Das sind Beispiele von vielen, die derzeit aktuell sind. Sie belegen, dass sich der Paradigmenwechsel, der durch unsere Verfassung und die Behindertenrechtskonvention unbedingt erforderlich ist, noch immer verhindert wird. Ausgesprochen begünstigt wird diese Verweigerung durch das Bundesteilhabegesetz, einem Gesetz der verpassten Chancen. Statt den Antragstellerinnen und Antragstellern mindestens Augenhöhe zuzulassen, wurde die Position der Kostenträger noch gestärkt.

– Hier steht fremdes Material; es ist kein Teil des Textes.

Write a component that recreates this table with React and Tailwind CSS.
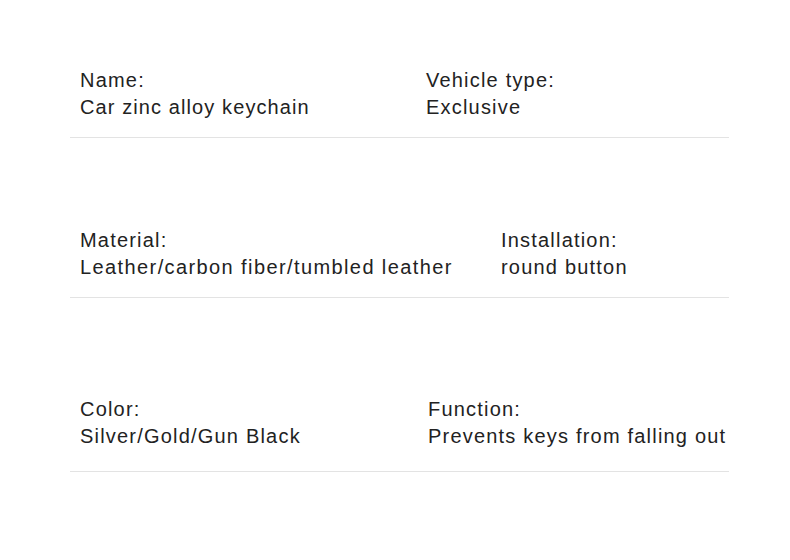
export default function App() {
  const rows = [
    { pt: "pt-[67px]", pb: "pb-[16px]", w: "w-[346px]", a: ["Name:", "Car zinc alloy keychain"], av: "tracking-[1.1px]", b: ["Vehicle type:", "Exclusive"] },
    { pt: "pt-[89px]", pb: "pb-[16px]", w: "w-[421px]", a: ["Material:", "Leather/carbon fiber/tumbled leather"], av: "tracking-[1.4px]", b: ["Installation:", "round button"] },
    { pt: "pt-[98px]", pb: "pb-[21px]", w: "w-[348px]", a: ["Color:", "Silver/Gold/Gun Black"], av: "tracking-[1.2px]", b: ["Function:", "Prevents keys from falling out"] },
  ];
  return (
    <div className="w-[790px] h-[560px] bg-white px-[70px] text-[20px] leading-[27px] tracking-[1.2px] text-[#222]" style={{ fontFamily: '"Liberation Sans", Arial, sans-serif' }}>
      {rows.map((r, i) => (
        <div key={i} className={`${r.pt} ${r.pb} border-b border-[#e3e3e3] flex w-[659px] pl-[10px]`}>
          <div className={`${r.w} shrink-0`}>
            <div>{r.a[0]}</div>
            <div className={`whitespace-nowrap ${r.av}`}>{r.a[1]}</div>
          </div>
          <div>
            <div>{r.b[0]}</div>
            <div className="whitespace-nowrap">{r.b[1]}</div>
          </div>
        </div>
      ))}
    </div>
  );
}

Artikel 3 Absatz 3 Satz 2 Grundgesetz lautet: „Niemand darf wegen seiner Behinderung benachteiligt werden“. Eine Benachteiligung wird durch einen Vergleich erkennbar. Das Bundessozialgericht legt sich in seiner Entscheidung vom 12.12.2013 (Az. B 8 SO 18/12 R) auf folgende Vergleichsperson fest:
- nicht behindert
- nicht sozialhilfebedürftig
- gleiche Altersgruppe
Gleichzeitig betonte das Bundessozialgericht in dieser Entscheidung: „… dass das Ziel der Eingliederungshilfe nicht die Gleichstellung behinderter und nicht behinderter Sozialhilfeempfänger, sondern behinderter und nicht behinderter Menschen ohne Rücksicht auf ihre Bedürftigkeit sei.“ In diesem Lichte betrachtet, hält kaum ein Bescheid einer gerichtlichen Überprüfung stand.
Und eine Besserung ist nicht zu erwarten. Für den Stellenwert der Grundrechte von Menschen mit Behinderung bei Regierung und Parlament taugt das neue Intensivpflege- und Rehabilitationsstärkungsgesetz (IPReG) durchaus als Gradmesser. Die GroKo-Parteien Union und SPD geben zu erkennen, dass Sie nicht daran denken, das traditionelle Denken aufzugeben. Im Gegenteil: Dieses Gesetz aus dem Hause Spahn, der sich auf dem Weg zum CDU-Vorsitzenden wähnt, entstand scheinbar aus dem Nichts und hat den Zweck, die Fluchten aus den Anstalten umzukehren. Inwieweit es durch die Proteste behinderter Menschen entschärft werden konnte, wird erst die Anwendung in der Praxis zeigen.